Under U.S. law, airlines will only pay out compensation for denied boarding due to overbooking. 

Families traveling with infants could seek compensation on their child’s behalf if they are denied boarding. But in practice, this is unlikely to happen — for one reason. Parents traveling with an infant are actually unlikely to ever be denied boarding. That’s because airlines are likely to prioritize boarding young families over adults traveling alone, and even families with older children.

What are Your Rights if an Airline Damages Your Luggage?

U.S. and European Law

Family travelers are likely to check in luggage like a stroller, crib, playpen or car seat when they fly.

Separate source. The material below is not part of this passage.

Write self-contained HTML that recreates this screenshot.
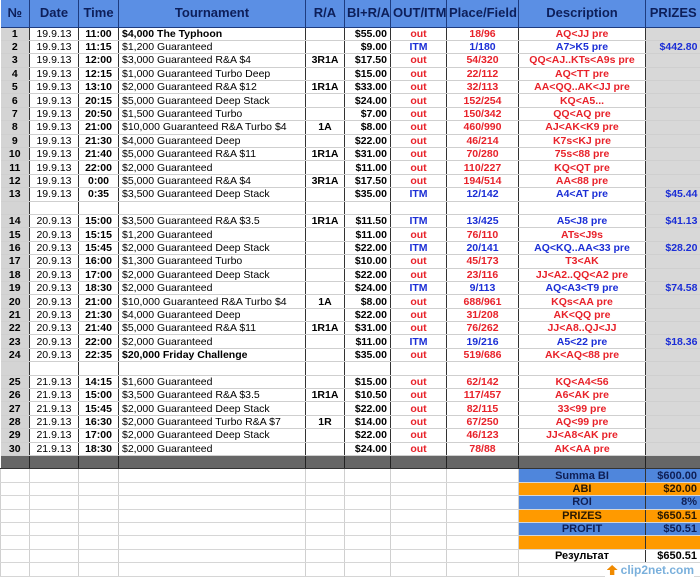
<!DOCTYPE html>
<html><head><meta charset="utf-8"><style>
*{margin:0;padding:0;box-sizing:border-box}
body{width:700px;height:579px;overflow:hidden;background:#fff;font-family:"Liberation Sans",Arial,sans-serif;font-size:10.5px;color:#000;position:relative}
table{border-collapse:collapse;table-layout:fixed;width:700px;position:absolute;left:0;top:0}
td{height:13.4px;line-height:12px;padding:0 2px;white-space:nowrap;overflow:hidden;border-left:1px solid #333;border-bottom:1px solid #cfcfcf;text-align:center}
tr.h td{height:27px;background:#5b8fe4;color:#0d1f5a;font-weight:bold;font-size:13px;border-left:1px solid #1e3c80;border-bottom:1px solid #1e3c80}
td.n{background:#d4d4d4;font-weight:bold;border-left:none}
td.t{text-align:left;padding-left:3px}
td.b{font-weight:bold}
td.r{text-align:right;font-weight:bold;padding-right:3px}
td.o{color:#e8222a;font-weight:bold}
td.i{color:#1b2ed6;font-weight:bold}
td.p{background:#d8d8d8;text-align:right;color:#1b2ed6;font-weight:bold;padding-right:3px}
tr.g td{background:#666;border-bottom:1px solid #333;border-left:1px solid #222}
tr.e td{border-left:1px solid #d0d0d0;border-bottom:1px solid #d6d6d6}
tr.e td.n{background:#fff}
td.sb{background:#4f86dc;color:#0f1f55;font-weight:bold;font-size:11px;border:1px solid #333}
td.so{background:#ff9a00;color:#2a1800;font-weight:bold;font-size:11px;border:1px solid #333}
td.sw{background:#fff;color:#000;font-weight:bold;font-size:11px;border:1px solid #333}
.v{text-align:right!important;padding-right:3px}
.logo{position:absolute;right:6px;top:563px;font-size:12px;color:#7ab0dc;font-weight:bold;background:#fff;padding-left:16px;line-height:14px}
.logo:before{content:"";position:absolute;left:2px;top:2px;width:11px;height:10px;background:#f08a00;clip-path:polygon(50% 0,100% 50%,70% 50%,70% 100%,30% 100%,30% 50%,0 50%)}
</style></head><body>
<table>
<colgroup><col style="width:29px"><col style="width:49px"><col style="width:40px"><col style="width:187px"><col style="width:39px"><col style="width:46px"><col style="width:56px"><col style="width:72px"><col style="width:127px"><col style="width:55px"></colgroup>
<tr class="h"><td style="border-left:none">№</td><td>Date</td><td>Time</td><td>Tournament</td><td>R/A</td><td>BI+R/A</td><td>OUT/ITM</td><td>Place/Field</td><td>Description</td><td>PRIZES</td></tr>
<tr><td class="n">1</td><td>19.9.13</td><td class="b">11:00</td><td class="t b">$4,000 The Typhoon</td><td class="b"></td><td class="r">$55.00</td><td class="o">out</td><td class="o">18/96</td><td class="o">AQ&lt;JJ pre</td><td class="p"></td></tr>
<tr><td class="n">2</td><td>19.9.13</td><td class="b">11:15</td><td class="t">$1,200 Guaranteed</td><td class="b"></td><td class="r">$9.00</td><td class="i">ITM</td><td class="i">1/180</td><td class="i">A7&gt;K5 pre</td><td class="p">$442.80</td></tr>
<tr><td class="n">3</td><td>19.9.13</td><td class="b">12:00</td><td class="t">$3,000 Guaranteed R&amp;A $4</td><td class="b">3R1A</td><td class="r">$17.50</td><td class="o">out</td><td class="o">54/320</td><td class="o">QQ&lt;AJ..KTs&lt;A9s pre</td><td class="p"></td></tr>
<tr><td class="n">4</td><td>19.9.13</td><td class="b">12:15</td><td class="t">$1,000 Guaranteed Turbo Deep</td><td class="b"></td><td class="r">$15.00</td><td class="o">out</td><td class="o">22/112</td><td class="o">AQ&lt;TT pre</td><td class="p"></td></tr>
<tr><td class="n">5</td><td>19.9.13</td><td class="b">13:10</td><td class="t">$2,000 Guaranteed R&amp;A $12</td><td class="b">1R1A</td><td class="r">$33.00</td><td class="o">out</td><td class="o">32/113</td><td class="o">AA&lt;QQ..AK&lt;JJ pre</td><td class="p"></td></tr>
<tr><td class="n">6</td><td>19.9.13</td><td class="b">20:15</td><td class="t">$5,000 Guaranteed Deep Stack</td><td class="b"></td><td class="r">$24.00</td><td class="o">out</td><td class="o">152/254</td><td class="o">KQ&lt;A5...</td><td class="p"></td></tr>
<tr><td class="n">7</td><td>19.9.13</td><td class="b">20:50</td><td class="t">$1,500 Guaranteed Turbo</td><td class="b"></td><td class="r">$7.00</td><td class="o">out</td><td class="o">150/342</td><td class="o">QQ&lt;AQ pre</td><td class="p"></td></tr>
<tr><td class="n">8</td><td>19.9.13</td><td class="b">21:00</td><td class="t">$10,000 Guaranteed R&amp;A Turbo $4</td><td class="b">1A</td><td class="r">$8.00</td><td class="o">out</td><td class="o">460/990</td><td class="o">AJ&lt;AK&lt;K9 pre</td><td class="p"></td></tr>
<tr><td class="n">9</td><td>19.9.13</td><td class="b">21:30</td><td class="t">$4,000 Guaranteed Deep</td><td class="b"></td><td class="r">$22.00</td><td class="o">out</td><td class="o">46/214</td><td class="o">K7s&lt;KJ pre</td><td class="p"></td></tr>
<tr><td class="n">10</td><td>19.9.13</td><td class="b">21:40</td><td class="t">$5,000 Guaranteed R&amp;A $11</td><td class="b">1R1A</td><td class="r">$31.00</td><td class="o">out</td><td class="o">70/280</td><td class="o">75s&lt;88 pre</td><td class="p"></td></tr>
<tr><td class="n">11</td><td>19.9.13</td><td class="b">22:00</td><td class="t">$2,000 Guaranteed</td><td class="b"></td><td class="r">$11.00</td><td class="o">out</td><td class="o">110/227</td><td class="o">KQ&lt;QT pre</td><td class="p"></td></tr>
<tr><td class="n">12</td><td>19.9.13</td><td class="b">0:00</td><td class="t">$5,000 Guaranteed R&amp;A $4</td><td class="b">3R1A</td><td class="r">$17.50</td><td class="o">out</td><td class="o">194/514</td><td class="o">AA&lt;88 pre</td><td class="p"></td></tr>
<tr><td class="n">13</td><td>19.9.13</td><td class="b">0:35</td><td class="t">$3,500 Guaranteed Deep Stack</td><td class="b"></td><td class="r">$35.00</td><td class="i">ITM</td><td class="i">12/142</td><td class="i">A4&lt;AT pre</td><td class="p">$45.44</td></tr>
<tr><td class="n"></td><td></td><td></td><td></td><td></td><td></td><td></td><td></td><td></td><td class="p"></td></tr>
<tr><td class="n">14</td><td>20.9.13</td><td class="b">15:00</td><td class="t">$3,500 Guaranteed R&amp;A $3.5</td><td class="b">1R1A</td><td class="r">$11.50</td><td class="i">ITM</td><td class="i">13/425</td><td class="i">A5&lt;J8 pre</td><td class="p">$41.13</td></tr>
<tr><td class="n">15</td><td>20.9.13</td><td class="b">15:15</td><td class="t">$1,200 Guaranteed</td><td class="b"></td><td class="r">$11.00</td><td class="o">out</td><td class="o">76/110</td><td class="o">ATs&lt;J9s</td><td class="p"></td></tr>
<tr><td class="n">16</td><td>20.9.13</td><td class="b">15:45</td><td class="t">$2,000 Guaranteed Deep Stack</td><td class="b"></td><td class="r">$22.00</td><td class="i">ITM</td><td class="i">20/141</td><td class="i">AQ&lt;KQ..AA&lt;33 pre</td><td class="p">$28.20</td></tr>
<tr><td class="n">17</td><td>20.9.13</td><td class="b">16:00</td><td class="t">$1,300 Guaranteed Turbo</td><td class="b"></td><td class="r">$10.00</td><td class="o">out</td><td class="o">45/173</td><td class="o">T3&lt;AK</td><td class="p"></td></tr>
<tr><td class="n">18</td><td>20.9.13</td><td class="b">17:00</td><td class="t">$2,000 Guaranteed Deep Stack</td><td class="b"></td><td class="r">$22.00</td><td class="o">out</td><td class="o">23/116</td><td class="o">JJ&lt;A2..QQ&lt;A2 pre</td><td class="p"></td></tr>
<tr><td class="n">19</td><td>20.9.13</td><td class="b">18:30</td><td class="t">$2,000 Guaranteed</td><td class="b"></td><td class="r">$24.00</td><td class="i">ITM</td><td class="i">9/113</td><td class="i">AQ&lt;A3&lt;T9 pre</td><td class="p">$74.58</td></tr>
<tr><td class="n">20</td><td>20.9.13</td><td class="b">21:00</td><td class="t">$10,000 Guaranteed R&amp;A Turbo $4</td><td class="b">1A</td><td class="r">$8.00</td><td class="o">out</td><td class="o">688/961</td><td class="o">KQs&lt;AA pre</td><td class="p"></td></tr>
<tr><td class="n">21</td><td>20.9.13</td><td class="b">21:30</td><td class="t">$4,000 Guaranteed Deep</td><td class="b"></td><td class="r">$22.00</td><td class="o">out</td><td class="o">31/208</td><td class="o">AK&lt;QQ pre</td><td class="p"></td></tr>
<tr><td class="n">22</td><td>20.9.13</td><td class="b">21:40</td><td class="t">$5,000 Guaranteed R&amp;A $11</td><td class="b">1R1A</td><td class="r">$31.00</td><td class="o">out</td><td class="o">76/262</td><td class="o">JJ&lt;A8..QJ&lt;JJ</td><td class="p"></td></tr>
<tr><td class="n">23</td><td>20.9.13</td><td class="b">22:00</td><td class="t">$2,000 Guaranteed</td><td class="b"></td><td class="r">$11.00</td><td class="i">ITM</td><td class="i">19/216</td><td class="i">A5&lt;22 pre</td><td class="p">$18.36</td></tr>
<tr><td class="n">24</td><td>20.9.13</td><td class="b">22:35</td><td class="t b">$20,000 Friday Challenge</td><td class="b"></td><td class="r">$35.00</td><td class="o">out</td><td class="o">519/686</td><td class="o">AK&lt;AQ&lt;88 pre</td><td class="p"></td></tr>
<tr><td class="n"></td><td></td><td></td><td></td><td></td><td></td><td></td><td></td><td></td><td class="p"></td></tr>
<tr><td class="n">25</td><td>21.9.13</td><td class="b">14:15</td><td class="t">$1,600 Guaranteed</td><td class="b"></td><td class="r">$15.00</td><td class="o">out</td><td class="o">62/142</td><td class="o">KQ&lt;A4&lt;56</td><td class="p"></td></tr>
<tr><td class="n">26</td><td>21.9.13</td><td class="b">15:00</td><td class="t">$3,500 Guaranteed R&amp;A $3.5</td><td class="b">1R1A</td><td class="r">$10.50</td><td class="o">out</td><td class="o">117/457</td><td class="o">A6&lt;AK pre</td><td class="p"></td></tr>
<tr><td class="n">27</td><td>21.9.13</td><td class="b">15:45</td><td class="t">$2,000 Guaranteed Deep Stack</td><td class="b"></td><td class="r">$22.00</td><td class="o">out</td><td class="o">82/115</td><td class="o">33&lt;99 pre</td><td class="p"></td></tr>
<tr><td class="n">28</td><td>21.9.13</td><td class="b">16:30</td><td class="t">$2,000 Guaranteed Turbo R&amp;A $7</td><td class="b">1R</td><td class="r">$14.00</td><td class="o">out</td><td class="o">67/250</td><td class="o">AQ&lt;99 pre</td><td class="p"></td></tr>
<tr><td class="n">29</td><td>21.9.13</td><td class="b">17:00</td><td class="t">$2,000 Guaranteed Deep Stack</td><td class="b"></td><td class="r">$22.00</td><td class="o">out</td><td class="o">46/123</td><td class="o">JJ&lt;A8&lt;AK pre</td><td class="p"></td></tr>
<tr><td class="n">30</td><td>21.9.13</td><td class="b">18:30</td><td class="t">$2,000 Guaranteed</td><td class="b"></td><td class="r">$24.00</td><td class="o">out</td><td class="o">78/88</td><td class="o">AK&lt;AA pre</td><td class="p"></td></tr>
<tr class="g"><td style="border-left:none"></td><td></td><td></td><td></td><td></td><td></td><td></td><td></td><td></td><td></td></tr>
<tr class="e"><td class="n"></td><td></td><td></td><td></td><td></td><td></td><td></td><td></td><td class="sb">Summa BI</td><td class="sb v">$600.00</td></tr>
<tr class="e"><td class="n"></td><td></td><td></td><td></td><td></td><td></td><td></td><td></td><td class="so">ABI</td><td class="so v">$20.00</td></tr>
<tr class="e"><td class="n"></td><td></td><td></td><td></td><td></td><td></td><td></td><td></td><td class="sb">ROI</td><td class="sb v">8%</td></tr>
<tr class="e"><td class="n"></td><td></td><td></td><td></td><td></td><td></td><td></td><td></td><td class="so">PRIZES</td><td class="so v">$650.51</td></tr>
<tr class="e"><td class="n"></td><td></td><td></td><td></td><td></td><td></td><td></td><td></td><td class="sb">PROFIT</td><td class="sb v">$50.51</td></tr>
<tr class="e"><td class="n"></td><td></td><td></td><td></td><td></td><td></td><td></td><td></td><td class="so"></td><td class="so v"></td></tr>
<tr class="e"><td class="n"></td><td></td><td></td><td></td><td></td><td></td><td></td><td></td><td class="sw">Результат</td><td class="sw v">$650.51</td></tr>
<tr class="e"><td class="n"></td><td></td><td></td><td></td><td></td><td></td><td></td><td></td><td></td><td></td></tr>
</table>
<div class="logo">clip2net.com</div>
</body></html>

In the event of your luggage arriving at your destination damaged, delayed or lost, you have rights under the Montreal Convention.

This regulation protects air passengers from more than 130 participating countries (which includes the U.S. and European nations). 

It’s worth mentioning that if your luggage is delayed you can also claim for the expenses incurred as a result. For example, buying a replacement infant carrier when yours does not arrive at the airport on time.

Under the Montreal Convention, the maximum compensation travelers can get for lost, delayed, damaged luggage is about $1,500. For U.S. domestic flights the limit is about $3,500.

The process to claim your luggage compensation involves doing certain things before you leave the airport like filling out a Property Irregularity Report. It’s important that you know what to do and when. 

 

AirHelp Luggage icon for family air passenger rights

To read more about this, read our guide on how to claim airline compensation for lost or delayed luggage.

And Finally…

Family travel has its pain and pleasures. However, knowing your air passenger rights is one less pain you have to worry about.

Your problems may vary–from suffering a flight inconvenience or arriving at your final destination to discover your stroller is banged up. Knowing what to do at the right time will stand you in good stead to get the compensation you deserve.